Records with interface code
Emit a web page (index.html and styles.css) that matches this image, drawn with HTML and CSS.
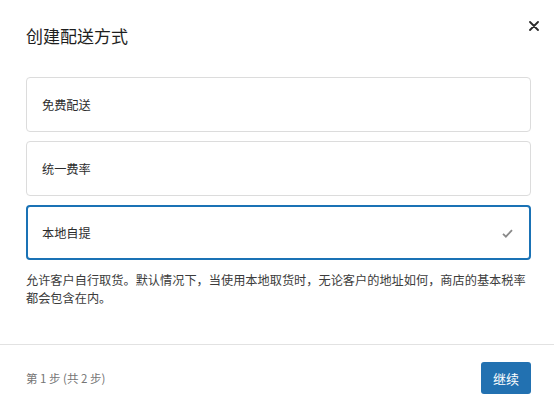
FILE: index.html
```html
<!DOCTYPE html>
<html lang="zh-CN">
<head>
<meta charset="utf-8">
<title>创建配送方式</title>
<link rel="stylesheet" href="styles.css">
</head>
<body>
<div class="modal">
  <div class="modal-header">
    <h1 class="modal-title">创建配送方式</h1>
    <button class="close-btn" aria-label="关闭">
      <svg width="10" height="10" viewBox="0 0 10 10"><path d="M1 1 L9 9 M9 1 L1 9" stroke="#2a2a2a" stroke-width="1.8" stroke-linecap="round"/></svg>
    </button>
  </div>
  <div class="modal-body">
    <div class="options">
      <div class="option"><span>免费配送</span></div>
      <div class="option"><span>统一费率</span></div>
      <div class="option selected"><span>本地自提</span>
        <svg class="check" width="11" height="9" viewBox="0 0 11 9"><path d="M1 4.8 L3.9 7.6 L10 1.2" fill="none" stroke="#8a8a8a" stroke-width="1.8"/></svg>
      </div>
    </div>
    <p class="desc">允许客户自行取货。默认情况下，当使用本地取货时，无论客户的地址如何，商店的基本税率都会包含在内。</p>
  </div>
  <div class="modal-footer">
    <span class="step">第 1 步 (共 2 步)</span>
    <button class="btn-primary">继续</button>
  </div>
</div>
</body>
</html>
```

FILE: styles.css
```css
* { box-sizing: border-box; }
html, body {
  margin: 0;
  padding: 0;
  background: #fff;
}
body {
  font-family: "Noto Sans CJK SC", "Noto Sans", "Liberation Sans", sans-serif;
  color: #1e1e1e;
  width: 554px;
  height: 411px;
  overflow: hidden;
}
.modal {
  display: flex;
  flex-direction: column;
  height: 411px;
}
.modal-header {
  display: flex;
  justify-content: space-between;
  align-items: flex-start;
  padding: 23px 15px 0 26px;
  height: 77px;
}
.modal-title {
  margin: 0;
  font-size: 17px;
  font-weight: 400;
  line-height: 26px;
  color: #1e1e1e;
}
.close-btn {
  border: 0;
  background: none;
  padding: 0;
  margin-top: -2px;
  width: 10px;
  height: 10px;
  cursor: pointer;
  display: flex;
}
.modal-body {
  padding: 0 23px 0 26px;
  height: 267px;
}
.options {
  display: flex;
  flex-direction: column;
  gap: 9px;
}
.option {
  height: 55px;
  border: 1px solid #dcdcdc;
  border-radius: 4px;
  display: flex;
  align-items: center;
  justify-content: space-between;
  padding: 0 17px 0 15px;
  font-size: 12.2px;
  color: #2c2c2c;
}
.option.selected {
  border: 2px solid #1a72b5;
  padding: 0 16px 0 14px;
}
.check { margin-top: 1px; }
.desc {
  margin: 11px 0 0;
  font-size: 12.2px;
  line-height: 18px;
  color: #3c3c3c;
}
.modal-footer {
  border-top: 1px solid #e2e2e2;
  display: flex;
  align-items: center;
  justify-content: space-between;
  padding: 0 23px 0 26px;
  height: 67px;
}
.step {
  font-size: 11.5px;
  color: #757575;
}
.btn-primary {
  background: #2271b1;
  color: #fff;
  border: 0;
  border-radius: 3px;
  width: 50px;
  height: 32px;
  font-family: inherit;
  font-size: 13px;
  cursor: pointer;
}
```
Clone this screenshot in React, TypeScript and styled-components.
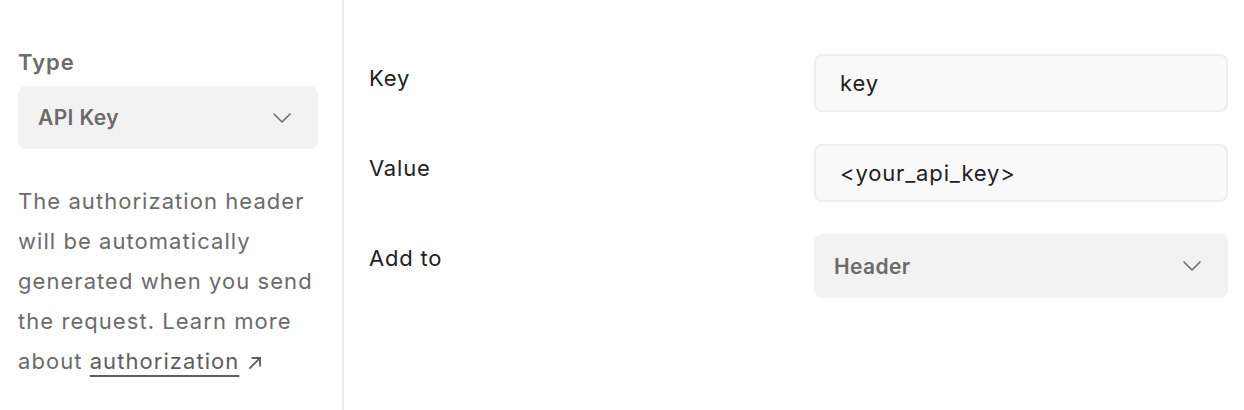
import { FC, Fragment } from "react";
import styled, { createGlobalStyle } from "styled-components";

const GlobalStyle = createGlobalStyle`
  html, body {
    margin: 0;
    padding: 0;
    background: #ffffff;
    font-family: Inter, "Noto Sans", sans-serif;
  }
`;

const Page = styled.div`
  display: flex;
  width: 1244px;
  height: 410px;
  overflow: hidden;
`;

const Sidebar = styled.aside`
  width: 300px;
  padding: 44px 24px 0 18px;
  border-right: 2px solid #ebebeb;
  height: 407px;
  flex-shrink: 0;
`;

const SectionTitle = styled.div`
  font-size: 22px;
  font-weight: 600;
  line-height: 36px;
  letter-spacing: 1px;
  color: #6b6b6b;
  margin-bottom: 6px;
`;

interface ISelectBox {
  height: number;
}
const SelectBox = styled.div<ISelectBox>`
  display: flex;
  align-items: center;
  justify-content: space-between;
  box-sizing: border-box;
  height: ${({ height }) => height}px;
  padding: 0 26px 0 20px;
  background: #f2f2f2;
  border-radius: 8px;
  font-size: 21px;
  font-weight: 600;
  letter-spacing: 0.4px;
  color: #6b6b6b;
`;

const Description = styled.p`
  margin: 32px 0 0;
  font-size: 22px;
  line-height: 40px;
  color: #6b6b6b;
  letter-spacing: 1.05px;

  a {
    color: #5e5e5e;
    text-decoration: underline;
    text-decoration-thickness: 2px;
    text-underline-offset: 6px;
  }
  svg {
    margin-left: 9px;
    vertical-align: -1px;
  }
`;

const Content = styled.section`
  flex: 1;
  display: grid;
  grid-template-columns: 1fr 414px;
  grid-auto-rows: min-content;
  row-gap: 32px;
  padding: 54px 16px 0 25px;
  align-content: start;
`;

const FieldLabel = styled.label`
  font-size: 22px;
  line-height: 48px;
  letter-spacing: 0.8px;
  color: #212121;
`;

const TextInput = styled.div`
  box-sizing: border-box;
  height: 58px;
  display: flex;
  align-items: center;
  padding: 0 24px;
  background: #f9f9f9;
  border: 2px solid #ededed;
  border-radius: 8px;
  font-size: 22px;
  letter-spacing: 0.85px;
  color: #212121;
`;

const Chevron: FC = () => (
  <svg width="20" height="12" viewBox="0 0 20 12" fill="none">
    <polyline
      points="2,2 10,10 18,2"
      stroke="#6b6b6b"
      strokeWidth="1.6"
      strokeLinecap="round"
      strokeLinejoin="round"
    />
  </svg>
);

const ExternalArrow: FC = () => (
  <svg width="14" height="14" viewBox="0 0 14 14" fill="none">
    <path
      d="M2 12 L12 2 M4.5 2 H12 V9.5"
      stroke="#5e5e5e"
      strokeWidth="1.8"
      strokeLinecap="square"
    />
  </svg>
);

const fields = [
  { label: "Key", value: "key" },
  { label: "Value", value: "<your_api_key>" },
];

export default function App() {
  return (
    <>
      <GlobalStyle />
      <Page>
        <Sidebar>
          <SectionTitle>Type</SectionTitle>
          <SelectBox height={63}>
            <span>API Key</span>
            <Chevron />
          </SelectBox>
          <Description>
            The authorization header will be automatically generated when you
            send the request. Learn more about <a href="#">authorization</a>
            <ExternalArrow />
          </Description>
        </Sidebar>
        <Content>
          {fields.map(({ label, value }) => (
            <Fragment key={label}>
              <FieldLabel>{label}</FieldLabel>
              <TextInput>{value}</TextInput>
            </Fragment>
          ))}
          <FieldLabel>Add to</FieldLabel>
          <SelectBox height={64}>
            <span>Header</span>
            <Chevron />
          </SelectBox>
        </Content>
      </Page>
    </>
  );
}
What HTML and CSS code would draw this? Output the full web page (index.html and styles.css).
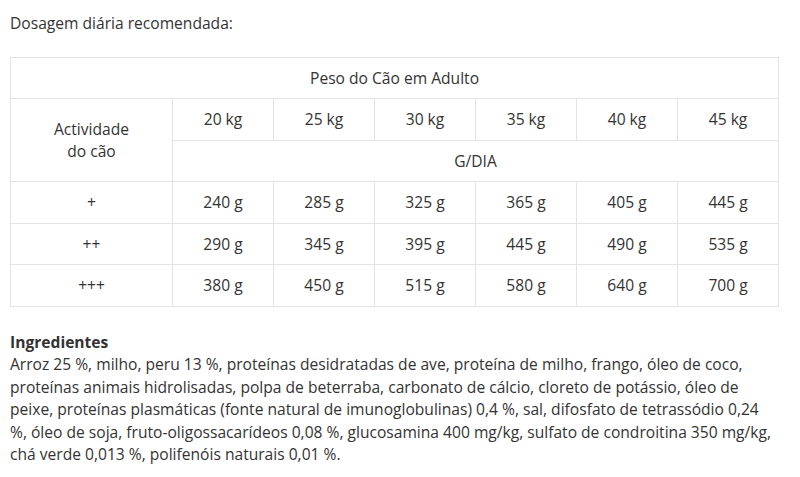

» The task
Restate each line of the records exactly; pictures do not belong in the copy.

» Output of the exercise
Emit a web page (index.html and styles.css) that matches this image, drawn with HTML and CSS.
FILE: index.html
```html
<!DOCTYPE html>
<html lang="zh-CN">
<head>
<meta charset="utf-8">
<title>创建配送方式</title>
<link rel="stylesheet" href="styles.css">
</head>
<body>
<div class="modal">
  <div class="modal-header">
    <h1 class="modal-title">创建配送方式</h1>
    <button class="close-btn" aria-label="关闭">
      <svg width="10" height="10" viewBox="0 0 10 10"><path d="M1 1 L9 9 M9 1 L1 9" stroke="#2a2a2a" stroke-width="1.8" stroke-linecap="round"/></svg>
    </button>
  </div>
  <div class="modal-body">
    <div class="options">
      <div class="option"><span>免费配送</span></div>
      <div class="option"><span>统一费率</span></div>
      <div class="option selected"><span>本地自提</span>
        <svg class="check" width="11" height="9" viewBox="0 0 11 9"><path d="M1 4.8 L3.9 7.6 L10 1.2" fill="none" stroke="#8a8a8a" stroke-width="1.8"/></svg>
      </div>
    </div>
    <p class="desc">允许客户自行取货。默认情况下，当使用本地取货时，无论客户的地址如何，商店的基本税率都会包含在内。</p>
  </div>
  <div class="modal-footer">
    <span class="step">第 1 步 (共 2 步)</span>
    <button class="btn-primary">继续</button>
  </div>
</div>
</body>
</html>
```

FILE: styles.css
```css
* { box-sizing: border-box; }
html, body {
  margin: 0;
  padding: 0;
  background: #fff;
}
body {
  font-family: "Noto Sans CJK SC", "Noto Sans", "Liberation Sans", sans-serif;
  color: #1e1e1e;
  width: 554px;
  height: 411px;
  overflow: hidden;
}
.modal {
  display: flex;
  flex-direction: column;
  height: 411px;
}
.modal-header {
  display: flex;
  justify-content: space-between;
  align-items: flex-start;
  padding: 23px 15px 0 26px;
  height: 77px;
}
.modal-title {
  margin: 0;
  font-size: 17px;
  font-weight: 400;
  line-height: 26px;
  color: #1e1e1e;
}
.close-btn {
  border: 0;
  background: none;
  padding: 0;
  margin-top: -2px;
  width: 10px;
  height: 10px;
  cursor: pointer;
  display: flex;
}
.modal-body {
  padding: 0 23px 0 26px;
  height: 267px;
}
.options {
  display: flex;
  flex-direction: column;
  gap: 9px;
}
.option {
  height: 55px;
  border: 1px solid #dcdcdc;
  border-radius: 4px;
  display: flex;
  align-items: center;
  justify-content: space-between;
  padding: 0 17px 0 15px;
  font-size: 12.2px;
  color: #2c2c2c;
}
.option.selected {
  border: 2px solid #1a72b5;
  padding: 0 16px 0 14px;
}
.check { margin-top: 1px; }
.desc {
  margin: 11px 0 0;
  font-size: 12.2px;
  line-height: 18px;
  color: #3c3c3c;
}
.modal-footer {
  border-top: 1px solid #e2e2e2;
  display: flex;
  align-items: center;
  justify-content: space-between;
  padding: 0 23px 0 26px;
  height: 67px;
}
.step {
  font-size: 11.5px;
  color: #757575;
}
.btn-primary {
  background: #2271b1;
  color: #fff;
  border: 0;
  border-radius: 3px;
  width: 50px;
  height: 32px;
  font-family: inherit;
  font-size: 13px;
  cursor: pointer;
}
```
Clone this screenshot in React, TypeScript and styled-components.
import { FC, Fragment } from "react";
import styled, { createGlobalStyle } from "styled-components";

const GlobalStyle = createGlobalStyle`
  html, body {
    margin: 0;
    padding: 0;
    background: #ffffff;
    font-family: Inter, "Noto Sans", sans-serif;
  }
`;

const Page = styled.div`
  display: flex;
  width: 1244px;
  height: 410px;
  overflow: hidden;
`;

const Sidebar = styled.aside`
  width: 300px;
  padding: 44px 24px 0 18px;
  border-right: 2px solid #ebebeb;
  height: 407px;
  flex-shrink: 0;
`;

const SectionTitle = styled.div`
  font-size: 22px;
  font-weight: 600;
  line-height: 36px;
  letter-spacing: 1px;
  color: #6b6b6b;
  margin-bottom: 6px;
`;

interface ISelectBox {
  height: number;
}
const SelectBox = styled.div<ISelectBox>`
  display: flex;
  align-items: center;
  justify-content: space-between;
  box-sizing: border-box;
  height: ${({ height }) => height}px;
  padding: 0 26px 0 20px;
  background: #f2f2f2;
  border-radius: 8px;
  font-size: 21px;
  font-weight: 600;
  letter-spacing: 0.4px;
  color: #6b6b6b;
`;

const Description = styled.p`
  margin: 32px 0 0;
  font-size: 22px;
  line-height: 40px;
  color: #6b6b6b;
  letter-spacing: 1.05px;

  a {
    color: #5e5e5e;
    text-decoration: underline;
    text-decoration-thickness: 2px;
    text-underline-offset: 6px;
  }
  svg {
    margin-left: 9px;
    vertical-align: -1px;
  }
`;

const Content = styled.section`
  flex: 1;
  display: grid;
  grid-template-columns: 1fr 414px;
  grid-auto-rows: min-content;
  row-gap: 32px;
  padding: 54px 16px 0 25px;
  align-content: start;
`;

const FieldLabel = styled.label`
  font-size: 22px;
  line-height: 48px;
  letter-spacing: 0.8px;
  color: #212121;
`;

const TextInput = styled.div`
  box-sizing: border-box;
  height: 58px;
  display: flex;
  align-items: center;
  padding: 0 24px;
  background: #f9f9f9;
  border: 2px solid #ededed;
  border-radius: 8px;
  font-size: 22px;
  letter-spacing: 0.85px;
  color: #212121;
`;

const Chevron: FC = () => (
  <svg width="20" height="12" viewBox="0 0 20 12" fill="none">
    <polyline
      points="2,2 10,10 18,2"
      stroke="#6b6b6b"
      strokeWidth="1.6"
      strokeLinecap="round"
      strokeLinejoin="round"
    />
  </svg>
);

const ExternalArrow: FC = () => (
  <svg width="14" height="14" viewBox="0 0 14 14" fill="none">
    <path
      d="M2 12 L12 2 M4.5 2 H12 V9.5"
      stroke="#5e5e5e"
      strokeWidth="1.8"
      strokeLinecap="square"
    />
  </svg>
);

const fields = [
  { label: "Key", value: "key" },
  { label: "Value", value: "<your_api_key>" },
];

export default function App() {
  return (
    <>
      <GlobalStyle />
      <Page>
        <Sidebar>
          <SectionTitle>Type</SectionTitle>
          <SelectBox height={63}>
            <span>API Key</span>
            <Chevron />
          </SelectBox>
          <Description>
            The authorization header will be automatically generated when you
            send the request. Learn more about <a href="#">authorization</a>
            <ExternalArrow />
          </Description>
        </Sidebar>
        <Content>
          {fields.map(({ label, value }) => (
            <Fragment key={label}>
              <FieldLabel>{label}</FieldLabel>
              <TextInput>{value}</TextInput>
            </Fragment>
          ))}
          <FieldLabel>Add to</FieldLabel>
          <SelectBox height={64}>
            <span>Header</span>
            <Chevron />
          </SelectBox>
        </Content>
      </Page>
    </>
  );
}
What HTML and CSS code would draw this? Output the full web page (index.html and styles.css).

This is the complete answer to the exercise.